When her teacher cracked a joke about Father Christmas, everyone laughed conspiratorially. And Eleanor found herself as the lead character in a Bateman cartoon: The Girl In A Class Of Knowing Ten-Year-Olds Who Still Believes In Santa.

So on the way home, she tearfully asked to be put out of her misery, a situation with which her mother dealt uncertainly. That's the thing about parenting; it's like exploring. You get halfway along the Amazon and no longer feel intimidated by snakes, spiders and piranhas, only to get a poison-tipped dart in your backside.

In other words, we know pretty much all we need to know about dealing with the under-10s, but Eleanor keeps leading us into uncharted territory.

Clearly, there was no point in trying to sustain the deception. After all, this is a 10-year-old, still delightfully unworldly in so many ways yet who has Busted posters on her bedroom wall and dresses like a rock chick for her weekly guitar lesson.

I sat her down and tried to go down the God route. Some people believe in God, I said, and some don't. Neither set are necessarily right, or necessarily wrong. People choose to believe what suits them, and that's how it should be with Father Christmas.

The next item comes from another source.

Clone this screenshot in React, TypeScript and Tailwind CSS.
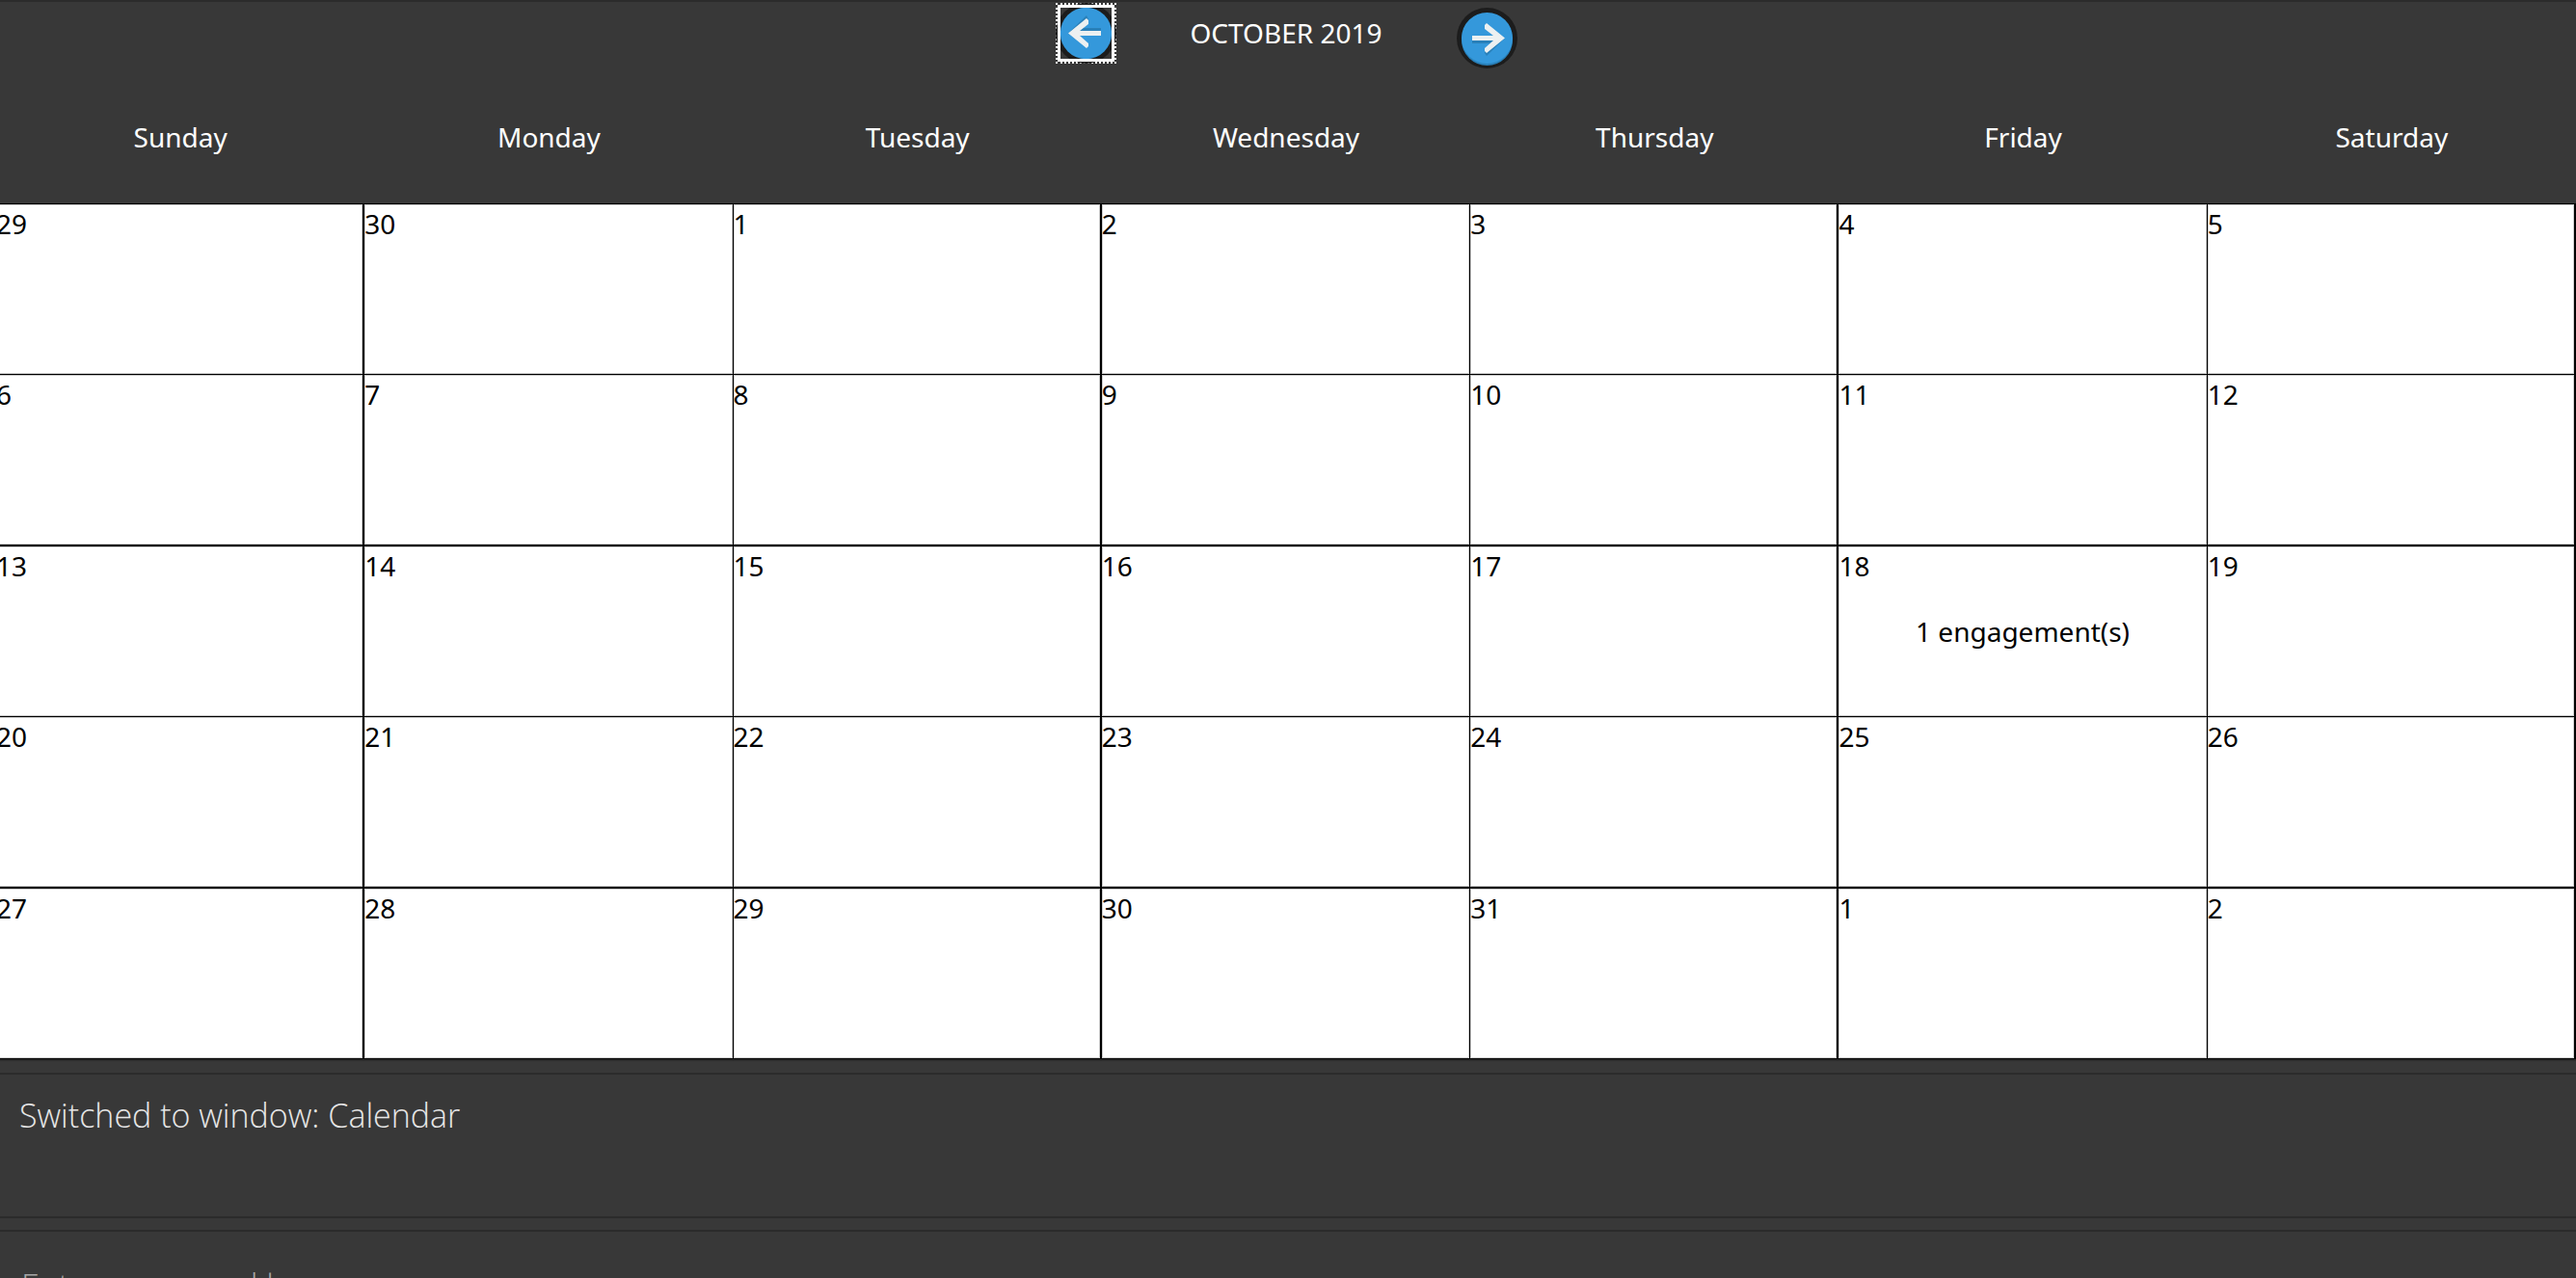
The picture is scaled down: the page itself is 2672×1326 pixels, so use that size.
import React from "react";

type Day = { date: number; note?: string };

const WEEKDAYS = ["Sunday", "Monday", "Tuesday", "Wednesday", "Thursday", "Friday", "Saturday"];

const WEEKS: Day[][] = [
  [{ date: 29 }, { date: 30 }, { date: 1 }, { date: 2 }, { date: 3 }, { date: 4 }, { date: 5 }],
  [{ date: 6 }, { date: 7 }, { date: 8 }, { date: 9 }, { date: 10 }, { date: 11 }, { date: 12 }],
  [{ date: 13 }, { date: 14 }, { date: 15 }, { date: 16 }, { date: 17 }, { date: 18, note: "1 engagement(s)" }, { date: 19 }],
  [{ date: 20 }, { date: 21 }, { date: 22 }, { date: 23 }, { date: 24 }, { date: 25 }, { date: 26 }],
  [{ date: 27 }, { date: 28 }, { date: 29 }, { date: 30 }, { date: 31 }, { date: 1 }, { date: 2 }],
];

function ArrowLeft() {
  return (
    <svg viewBox="0 0 63 63" className="size-full" aria-hidden="true">
      <circle cx="31.5" cy="31.5" r="31.5" fill="#1c1c1c" />
      <circle cx="31.5" cy="31.5" r="26.7" fill="#3498db" />
      <path d="M13 31.500 L32 13 L34 17 V22 L28 26 H47 V29 H25 Z" fill="#2980b9" />
      <path d="M13 31.500 L32 16 L34 18 V22 L25 29 H47 V34 H25 L34 42 V45 L32 47 Z" fill="#ecf0f1" />
    </svg>
  );
}

function ArrowRight() {
  return (
    <svg viewBox="0 0 63 63" className="size-full" aria-hidden="true">
      <circle cx="31.5" cy="31.5" r="31.5" fill="#1c1c1c" />
      <circle cx="31.5" cy="33.5" r="26.5" fill="#2980b9" />
      <circle cx="31.5" cy="31.5" r="26.5" fill="#3498db" />
      <path d="M16 31 H40 V37 H16 Z M50 31.500 L31 50 L29 47 V43 L40 33 Z" fill="#2980b9" />
      <path d="M50 31.500 L31 16 L29 18 V22 L38 29 H16 V34 H38 L29 42 V45 L31 47 Z" fill="#ecf0f1" />
    </svg>
  );
}

export default function App() {
  return (
    <div className="h-screen overflow-hidden bg-[#383838] font-['Noto_Sans','Open_Sans',sans-serif] text-[28px] leading-8">
      <main className="border-y-2 border-[#2b2b2b]">
        <div className="-ml-1">
          <header className="flex h-[69px] justify-center">
            <button
              type="button"
              aria-label="Previous month"
              className="relative mt-px size-[63px] self-start border-2 border-dotted border-white"
            >
              <span className="absolute -inset-0.5 block">
                <ArrowLeft />
              </span>
              <span className="absolute inset-0 border-[3px] border-white" />
            </button>
            <h1 className="w-[353px] pt-4 text-center text-white">OCTOBER 2019</h1>
            <button type="button" aria-label="Next month" className="size-[63px] self-end rounded-full">
              <ArrowRight />
            </button>
          </header>

          <table className="w-full table-fixed border-separate border-spacing-0">
            <thead>
              <tr className="h-[141px]">
                {WEEKDAYS.map((day) => (
                  <th key={day} scope="col" className="border-b border-black p-0 pt-0.5 font-normal text-white">
                    {day}
                  </th>
                ))}
              </tr>
            </thead>
            <tbody>
              {WEEKS.map((week, w) => (
                <tr key={w} className="group h-[177px] even:h-[178px]">
                  {week.map((day, d) => (
                    <td
                      key={d}
                      className="border-r border-b border-black bg-white p-0 align-top text-black shadow-[inset_0_0_0_1px_#cccccc] odd:border-r-2 last:border-r group-even:border-b-2"
                    >
                      <div className="pt-1">{day.date}</div>
                      {day.note && <p className="pt-9 text-center">{day.note}</p>}
                    </td>
                  ))}
                </tr>
              ))}
            </tbody>
          </table>
        </div>
      </main>

      <section
        aria-live="polite"
        className="mt-3 h-[151px] border-y-2 border-[#2b2b2b] px-5 pt-4 font-['Open_Sans',sans-serif] text-[34px] leading-[52px] font-light text-[#e6e6e6]"
      >
        Switched to window: Calendar
      </section>

      <div className="mt-3 border-t-2 border-[#2b2b2b] px-5 pt-6">
        <input
          type="text"
          aria-label="Command"
          placeholder="Enter command here..."
          className="h-16 w-full bg-transparent px-0.5 font-['Open_Sans',sans-serif] text-[34px] font-light text-white outline-none placeholder:text-[#a6a6a6]"
        />
      </div>
    </div>
  );
}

I was rather pleased with this line of argument until Eleanor blew a metaphysical hole in it. "But God does exist," she protested, "and Father Christmas doesn't. Does he?"

Eventually, with neither my wife Jane nor I ever quite uttering the dreaded, illusion-shattering words, we reached an understanding with Eleanor. It might not be Father Christmas who eats the mince pie and drinks the sherry on Christmas Eve. It might, in fact, be me. But it's as much fun to be the deceiver as the deceived. She can now subtly collaborate in the subterfuge.

And if she continues to believe in Father Christmas at least outwardly, then he will continue to bring her presents. Which, now that I think of it, isn't a bad stratagem for God, either.

In the meantime, we have discussed the issue with our friends, many of whom have kids of roughly the same age. One slightly piously says that she has never encouraged her children to believe in Father Christmas, or the tooth fairy for that matter, on the basis that she is trying to bring them up to know that lying, under any circumstances, is wrong. And what is Father Christmas but a big, fat, rosy-cheeked lie?

I understand the logic of this, but she is surely mistaken to confuse innocent schemes designed to enhance the magic of childhood, with bare-faced lying. Besides, if you take the view that children should at all times be told the truth and nothing but the truth, then where do you stop? And, equally, where do you start?

"Darling, if anyone ever tells you that this little piggy went to market, and that this little piggy stayed at home, and that this little piggy had roast beef, and that this little piggy had none, and that this little piggy went wee, wee, wee all the way home, then please be aware that they are, in fact, your fingers."

Speaking of those little piggies, incidentally, we have some other friends, vegetarians both, who in all seriousness, when they are playing with their two-year-old son, replace the piggy who had roast beef with one who had nut roast.

But then we all bring up our children as best we can, according to our own principles and values. And as it happens, Father Christmas slots right in to mine.

Jane and I have an annual disagreement about the number of presents we give our kids. I think they get too much; she thinks, because she tirelessly does all the buying and wrapping, that I have no right to stand on the sidelines and carp.

Either way, it has always suited me that the sackful of presents not under the tree is seemingly from some other fellow.

That's another reason why I am disconcerted by Eleanor's new awareness. I don't want my children, even at Christmas, to think of us as a completely soft touch.